──────── AVAILABLE DATA ────────

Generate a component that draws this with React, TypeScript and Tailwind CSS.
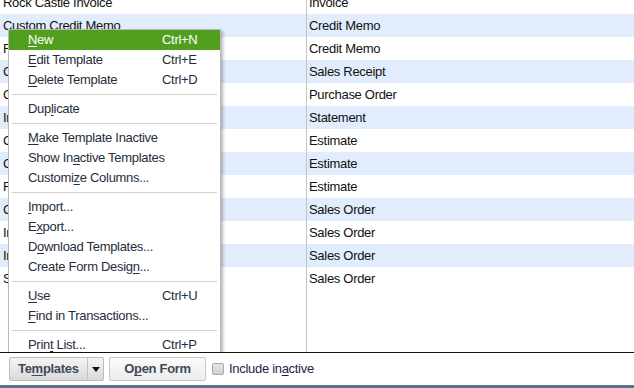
import React from "react";

const rows = [
  ["Rock Castle Invoice", "Invoice"],
  ["Custom Credit Memo", "Credit Memo"],
  ["Rock Castle Credit Memo", "Credit Memo"],
  ["Custom Sales Receipt", "Sales Receipt"],
  ["Custom Purchase Order", "Purchase Order"],
  ["Intuit Standard Statement", "Statement"],
  ["Custom Estimate", "Estimate"],
  ["Custom Job Estimate", "Estimate"],
  ["Fixed Fee Estimate", "Estimate"],
  ["Custom Sales Order", "Sales Order"],
  ["Intuit Sales Order", "Sales Order"],
  ["Intuit Packing Slip", "Sales Order"],
  ["Sales Order with Rep", "Sales Order"],
];

type Item = { pre: string; key: string; post: string; shortcut?: string; active?: boolean } | "sep";

const menu: Item[] = [
  { pre: "", key: "N", post: "ew", shortcut: "Ctrl+N", active: true },
  { pre: "", key: "E", post: "dit Template", shortcut: "Ctrl+E" },
  { pre: "", key: "D", post: "elete Template", shortcut: "Ctrl+D" },
  "sep",
  { pre: "Dup", key: "l", post: "icate" },
  "sep",
  { pre: "", key: "M", post: "ake Template Inactive" },
  { pre: "Show In", key: "a", post: "ctive Templates" },
  { pre: "Customi", key: "z", post: "e Columns..." },
  "sep",
  { pre: "", key: "I", post: "mport..." },
  { pre: "E", key: "x", post: "port..." },
  { pre: "D", key: "o", post: "wnload Templates..." },
  { pre: "Create Form Desig", key: "n", post: "..." },
  "sep",
  { pre: "", key: "U", post: "se", shortcut: "Ctrl+U" },
  { pre: "", key: "F", post: "ind in Transactions..." },
  "sep",
  { pre: "Prin", key: "t", post: " List...", shortcut: "Ctrl+P" },
];

function TemplateMenu() {
  return (
    <div className="absolute left-[8px] top-[29px] w-[213px] border border-[#b9b9b9] bg-white pb-[1px] shadow-[2px_2px_3px_rgba(0,0,0,0.28)]">
      {menu.map((m, i) =>
        m === "sep" ? (
          <div key={i} className="flex h-[9px] items-center px-[3px]">
            <div className="h-px w-full bg-[#d0d0d0]" />
          </div>
        ) : (
          <div
            key={i}
            className={`flex h-5 items-center whitespace-nowrap pl-[19px] ${m.active ? "bg-[#519f1e] text-white" : "text-[#262e3d]"}`}
          >
            <span className="w-[134px] shrink-0">
              {m.pre}
              <u className="underline-offset-2">{m.key}</u>
              {m.post}
            </span>
            <span>{m.shortcut}</span>
          </div>
        )
      )}
    </div>
  );
}

export default function App() {
  return (
    <div
      className="flex h-[388px] w-[634px] flex-col overflow-hidden bg-white text-[13px] tracking-[-0.3px]"
      style={{ fontFamily: '"Liberation Sans", Arial, sans-serif' }}
    >
      <div className="relative h-[353px] overflow-hidden">
        <div className="mt-[-9px]">
          {rows.map(([name, type], i) => (
            <div key={i} className={`flex h-[23px] items-center text-[#111] ${i % 2 ? "bg-[#e1ecfc]" : "bg-white"}`}>
              <div className="w-[306px] whitespace-nowrap pl-[3px]">{name}</div>
              <div className="whitespace-nowrap pl-[3px]">{type}</div>
            </div>
          ))}
        </div>
        <div className="absolute bottom-0 left-[306px] top-0 w-px bg-[#c4c4c4]" />
        <TemplateMenu />
      </div>
      <div className="h-px bg-[#111]" />
      <div className="flex h-[32px] items-center pl-[9px]">
        <div className="flex h-6 w-[95px] rounded-[2px] border border-[#bdbdbd] bg-gradient-to-b from-[#f5f5f5] to-[#d9d9d9] font-bold text-[#3e4a5a]">
          <div className="flex flex-1 items-center pl-[8px]">
            Te<u className="underline-offset-2">m</u>plates
          </div>
          <div className="flex w-[16px] items-center justify-center border-l border-[#c4c4c4]">
            <svg width="8" height="5" viewBox="0 0 8 5">
              <path d="M0 0h8L4 5z" fill="#111" />
            </svg>
          </div>
        </div>
        <div className="ml-[5px] flex h-6 w-[97px] items-center justify-center rounded-[2px] border border-[#c8c8c8] bg-gradient-to-b from-[#fbfbfb] to-[#ececec] font-bold text-[#3e4a5a]">
          O<u className="underline-offset-2">p</u>en Form
        </div>
        <div className="ml-[6px] h-3 w-3 rounded-[2px] border border-[#a9a9a9] bg-gradient-to-b from-[#e6e6e6] to-[#cfcfcf]" />
        <span className="ml-[5px] text-[#1d1d4d]">
          Include in<u className="underline-offset-2">a</u>ctive
        </span>
      </div>
      <div className="h-[3px] bg-[#5b7387]" />
    </div>
  );
}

────────

DESCRIPTION OF THE TASK |
Return only the lines running from the top of the data to the line that holds "import React from". Include both of those lines, but skip the pictures.

ANSWER BELOW |
Generate a component that draws this with React, TypeScript and Tailwind CSS.
import React from "react";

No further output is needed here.